■ **RAW DATA**:
◇ ◇ ◇ ◇ ◇

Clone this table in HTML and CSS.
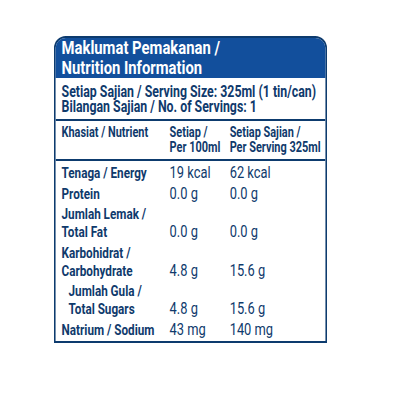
FILE: index.html
```html
<!DOCTYPE html>
<html>
<head>
<meta charset="utf-8">
<link rel="stylesheet" href="styles.css">
</head>
<body>
<div class="label">
  <div class="head">Maklumat Pemakanan /<br>Nutrition Information</div>
  <div class="serving">
    <div>Setiap Sajian / Serving Size: 325ml (1 tin/can)</div>
    <div>Bilangan Sajian / No. of Servings: 1</div>
  </div>
  <div class="grid colhead">
    <div class="n">Khasiat / Nutrient</div>
    <div class="v">Setiap /<br>Per 100ml</div>
    <div class="v">Setiap Sajian /<br>Per Serving 325ml</div>
  </div>
  <div class="grid rows">
    <div class="n">Tenaga / Energy</div><div class="val">19 kcal</div><div class="val">62 kcal</div>
    <div class="n">Protein</div><div class="val">0.0 g</div><div class="val">0.0 g</div>
    <div class="n">Jumlah Lemak /<br>Total Fat</div><div class="val">0.0 g</div><div class="val">0.0 g</div>
    <div class="n">Karbohidrat /<br>Carbohydrate</div><div class="val">4.8 g</div><div class="val">15.6 g</div>
    <div class="n sub">Jumlah Gula /<br>Total Sugars</div><div class="val">4.8 g</div><div class="val">15.6 g</div>
    <div class="n">Natrium / Sodium</div><div class="val">43 mg</div><div class="val">140 mg</div>
  </div>
</div>
</body>
</html>
```
FILE: styles.css
```css
html, body { margin: 0; padding: 0; background: #fff; overflow: hidden; }
body {
  font-family: Roboto, "Liberation Sans", sans-serif;
  color: #0f3a6c;
  padding: 36px 0 0 54px;
}
.label {
  box-sizing: border-box;
  width: 350px;
  border: 2px solid #0d3b6e;
  border-left-width: 2.6px;
  border-right-width: 2.6px;
  border-radius: 15px 15px 0 0 / 12px 12px 0 0;
  overflow: hidden;
  transform: scaleX(0.78);
  transform-origin: 0 0;
  white-space: nowrap;
}
.head {
  background: #124f9c;
  color: #fff;
  font-weight: bold;
  font-size: 19px;
  line-height: 20px;
  margin: -2px -2.6px 0;
  padding: 2px 7.7px 0 10.3px;
}
.serving {
  font-weight: bold;
  font-size: 15.8px;
  line-height: 15px;
  padding: 5.5px 7.7px 5.5px;
  border-bottom: 2px solid #0d3b6e;
}
.grid {
  display: grid;
  grid-template-columns: 138.5px 77px 1fr;
  padding: 0 7.7px;
}
.colhead {
  font-weight: bold;
  font-size: 14px;
  line-height: 15px;
  padding-top: 3.5px;
  padding-bottom: 4.5px;
  border-bottom: 2px solid #0d3b6e;
}
.rows {
  font-size: 15px;
  line-height: 18px;
  padding-top: 3px;
  padding-bottom: 2.5px;
  row-gap: 2.5px;
}
.n { font-weight: bold; }
.sub { padding-left: 9px; }
.val { align-self: end; font-weight: normal; font-size: 16.5px; }
```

◇ ◇ ◇ ◇ ◇

■ **YOUR INSTRUCTIONS**:
Transcribe all the data word for word; the images stay out.

■ **SOLUTION FOR THIS EXERCISE**:
Clone this table in HTML and CSS.
FILE: index.html
```html
<!DOCTYPE html>
<html>
<head>
<meta charset="utf-8">
<link rel="stylesheet" href="styles.css">
</head>
<body>
<div class="label">
  <div class="head">Maklumat Pemakanan /<br>Nutrition Information</div>
  <div class="serving">
    <div>Setiap Sajian / Serving Size: 325ml (1 tin/can)</div>
    <div>Bilangan Sajian / No. of Servings: 1</div>
  </div>
  <div class="grid colhead">
    <div class="n">Khasiat / Nutrient</div>
    <div class="v">Setiap /<br>Per 100ml</div>
    <div class="v">Setiap Sajian /<br>Per Serving 325ml</div>
  </div>
  <div class="grid rows">
    <div class="n">Tenaga / Energy</div><div class="val">19 kcal</div><div class="val">62 kcal</div>
    <div class="n">Protein</div><div class="val">0.0 g</div><div class="val">0.0 g</div>
    <div class="n">Jumlah Lemak /<br>Total Fat</div><div class="val">0.0 g</div><div class="val">0.0 g</div>
    <div class="n">Karbohidrat /<br>Carbohydrate</div><div class="val">4.8 g</div><div class="val">15.6 g</div>
    <div class="n sub">Jumlah Gula /<br>Total Sugars</div><div class="val">4.8 g</div><div class="val">15.6 g</div>
    <div class="n">Natrium / Sodium</div><div class="val">43 mg</div><div class="val">140 mg</div>
  </div>
</div>
</body>
</html>
```
FILE: styles.css
```css
html, body { margin: 0; padding: 0; background: #fff; overflow: hidden; }
body {
  font-family: Roboto, "Liberation Sans", sans-serif;
  color: #0f3a6c;
  padding: 36px 0 0 54px;
}
.label {
  box-sizing: border-box;
  width: 350px;
  border: 2px solid #0d3b6e;
  border-left-width: 2.6px;
  border-right-width: 2.6px;
  border-radius: 15px 15px 0 0 / 12px 12px 0 0;
  overflow: hidden;
  transform: scaleX(0.78);
  transform-origin: 0 0;
  white-space: nowrap;
}
.head {
  background: #124f9c;
  color: #fff;
  font-weight: bold;
  font-size: 19px;
  line-height: 20px;
  margin: -2px -2.6px 0;
  padding: 2px 7.7px 0 10.3px;
}
.serving {
  font-weight: bold;
  font-size: 15.8px;
  line-height: 15px;
  padding: 5.5px 7.7px 5.5px;
  border-bottom: 2px solid #0d3b6e;
}
.grid {
  display: grid;
  grid-template-columns: 138.5px 77px 1fr;
  padding: 0 7.7px;
}
.colhead {
  font-weight: bold;
  font-size: 14px;
  line-height: 15px;
  padding-top: 3.5px;
  padding-bottom: 4.5px;
  border-bottom: 2px solid #0d3b6e;
}
.rows {
  font-size: 15px;
  line-height: 18px;
  padding-top: 3px;
  padding-bottom: 2.5px;
  row-gap: 2.5px;
}
.n { font-weight: bold; }
.sub { padding-left: 9px; }
.val { align-self: end; font-weight: normal; font-size: 16.5px; }
```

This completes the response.